Yaceré de lado junto al brocal de la luna.

UNA CIUDAD EN FUGA

 

                                               En la sombra del aire regresó desdibujando el dolor de tu ausencia.

 

                Entré en el único bar del barrio. Me senté escondido en la silla más apartada. El dueño que esperaba que llegara el ayudante, se acercó para hacer posible tomar el pedido. La seña era simbólica: Un café chico.

            Entraron dos hombres trajeados como los que ofrecen libros educativos en los colegios. Luego aparecieron un par de alborotados jóvenes que llamaban por celular a ignotas amigas. ¡Todo ruido y carcajadas!

                Miraba el reloj con angustia. Tenía el boleto para viajar en pocas horas y no era fácil conseguir un taxi a esa hora. Ella no llegaba. ¡Malditas mujeres, con eso de vestirse, maquillarse y dar vueltas y vueltas, nunca cumplen con los horarios!

            Pero ella no es así, nunca lo fue. Es raro, pensé. Llegó el pibe que trabajaba de mozo. Estaba pálido y despeinado. ¿Sabe, Braulio, ha escuchado las noticias? Ponga el televisor, hay unas noticias terribles.

            ¡Vos por no llegar a tiempo, siempre tenés novedades para distraerme! Ponete la chaqueta y el delantal y pasá por las mesas a levantar los pedidos que faltan.

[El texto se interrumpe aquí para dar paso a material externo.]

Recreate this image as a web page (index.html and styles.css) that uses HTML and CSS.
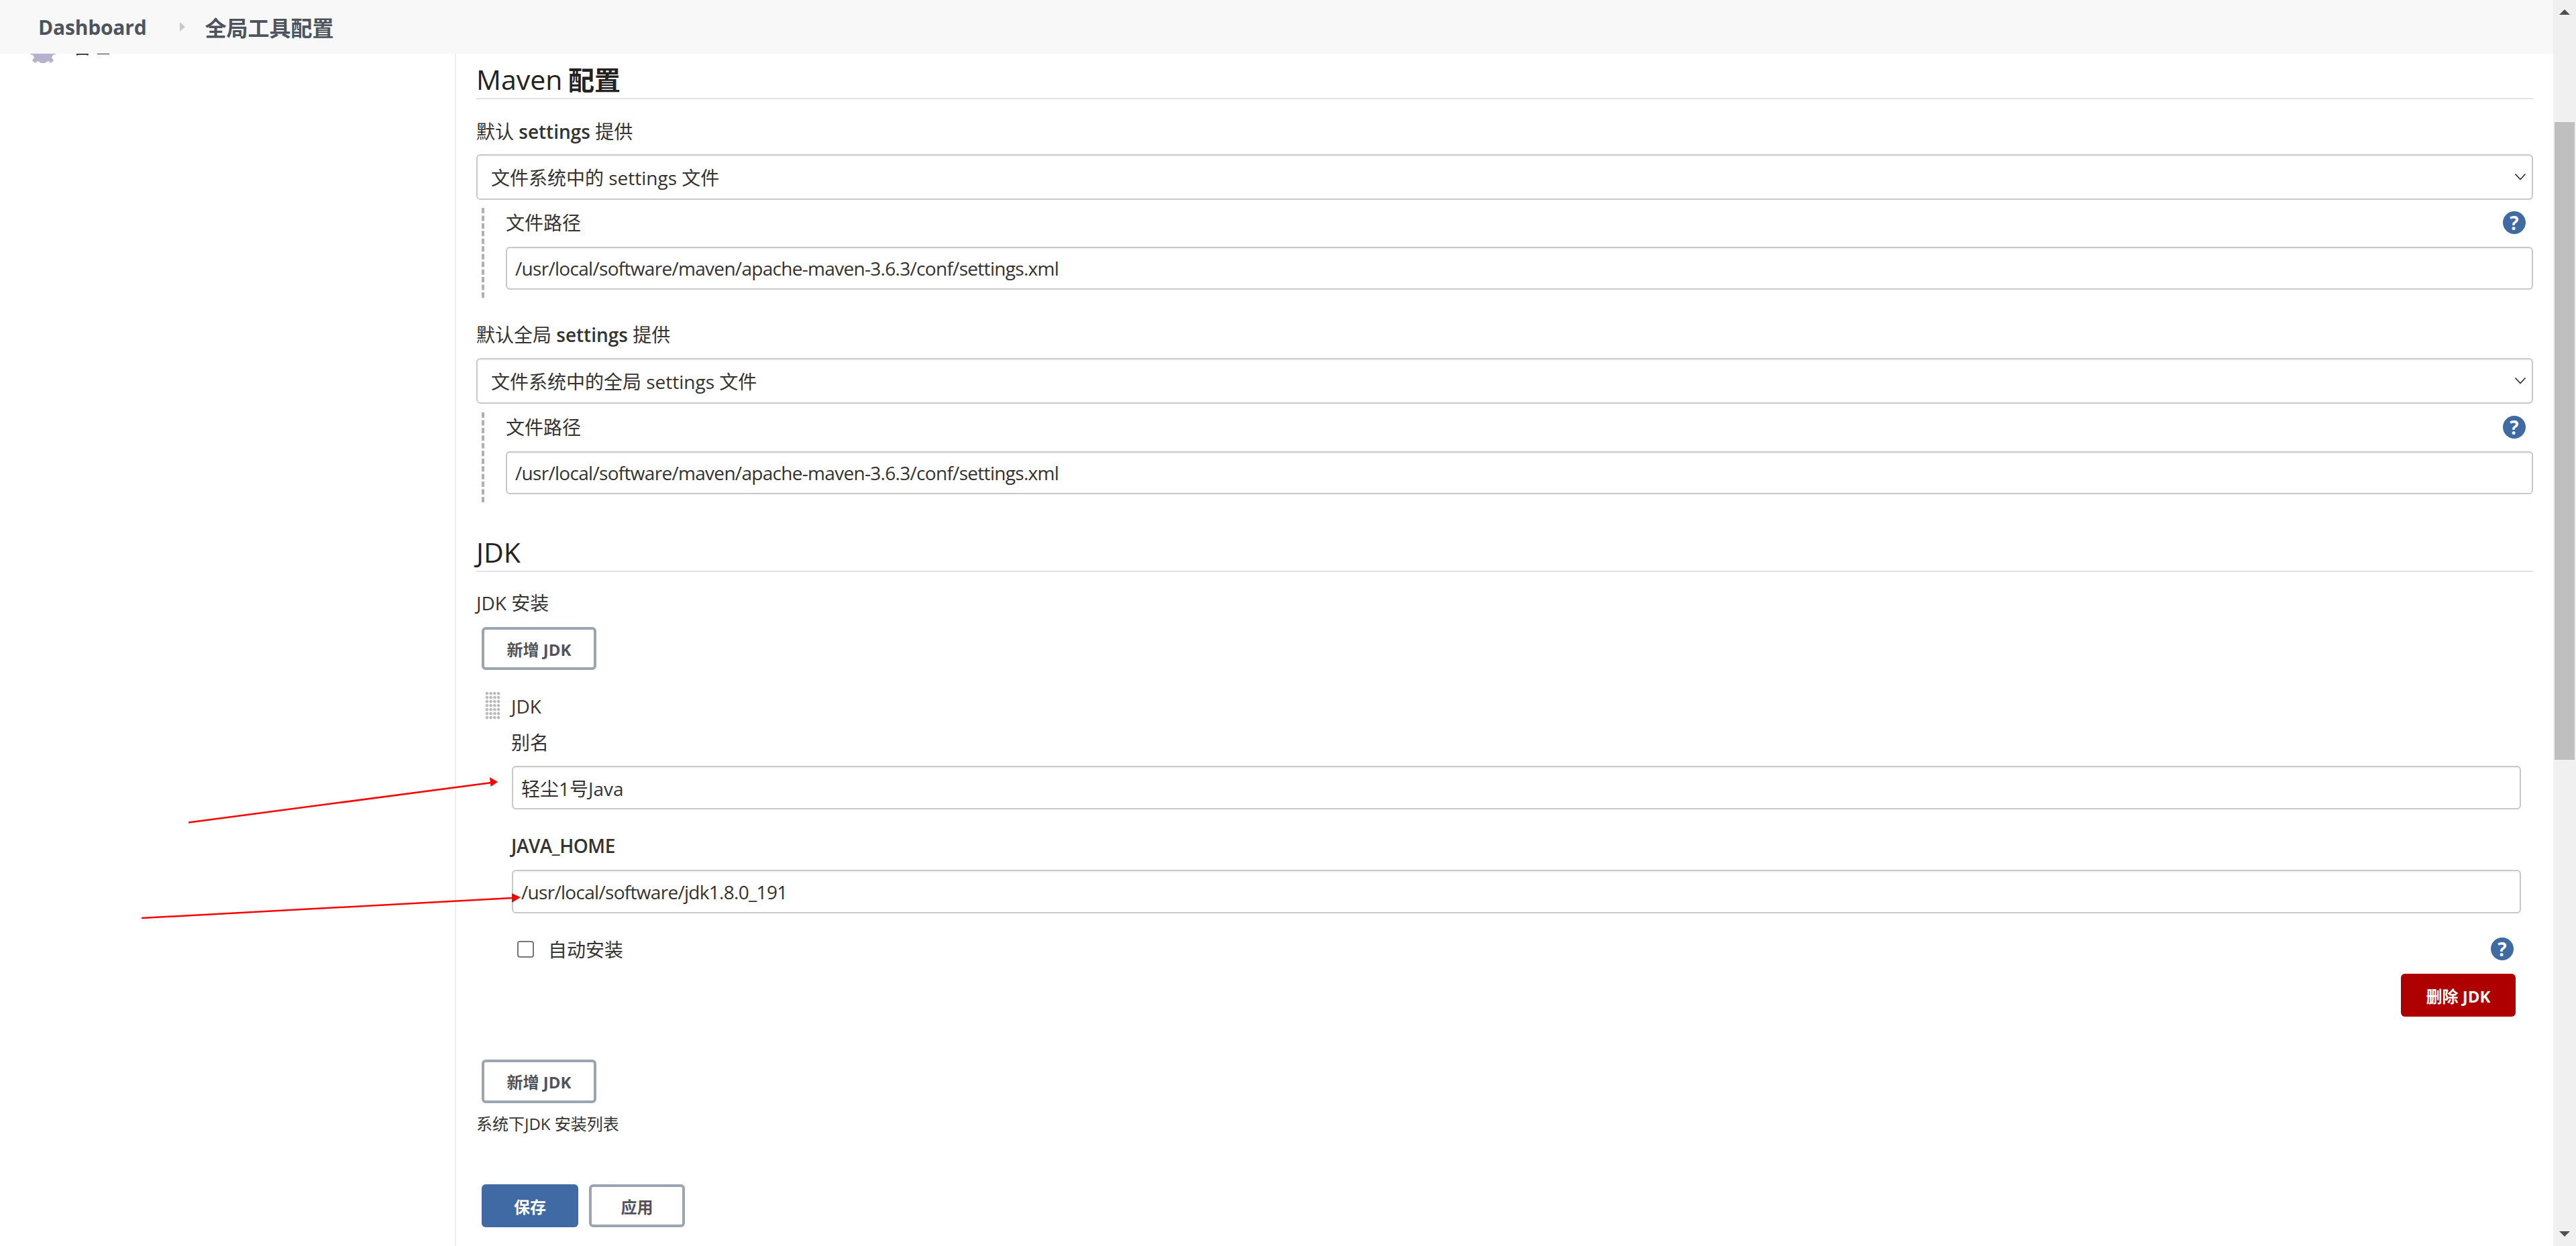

            No, jefe, prenda la Tele. Ya va a ver. Hay un verdadero lío en todos lados.

            Lo miré asombrado y lo llamé. ¿Pibe qué noticias? Estoy esperando a mi novia y ni viene, algún accidente o… ni me digas.

            No amigo, han llenado las calles de policías y gendarmes. Unos extranjeros que vinieron en un crucero han ingresado con una enfermedad que mata. Hay un escándalo, patrullas, ambulancias y hasta los bomberos. No permiten pasar para nada hacia este lugar. Parece que tienen un “virus venenoso” y súper contagioso. Dicen que han muerto como setenta personas en el barco. ¡Vamos Braulio, prenda la tele y verá!

            Me quedé temblando junto a la mesa. Los tipos sorprendidos, se acercaron para escuchar y los jóvenes se quedaron mudos.

            Ahora cuando llegue, qué voy a hacer. ¿La dejo con estos problemas? Ahí, viene un policía. Trae un barbijo y guantes de látex…

            ¡Señores, no pueden estar acá! ¡Regresen a sus hogares y no salgan si no quieren morir! Es una orden del presidente. Nadie entra o sale de la ciudad sin autorización del jefe de sanidad del gobierno.

            Salí corriendo, tomé el primer taxi que pasó. No me quería llevar a casa. Todo era un caos. Cuando llegué a casa, vi en la puerta una ambulancia. Se la llevaban a ella. Ahora estoy perdido, ni viajo y no puedo estar con ella. Mi amor. Te voy a extrañar tanto. ¿Cómo viviré tu ausencia?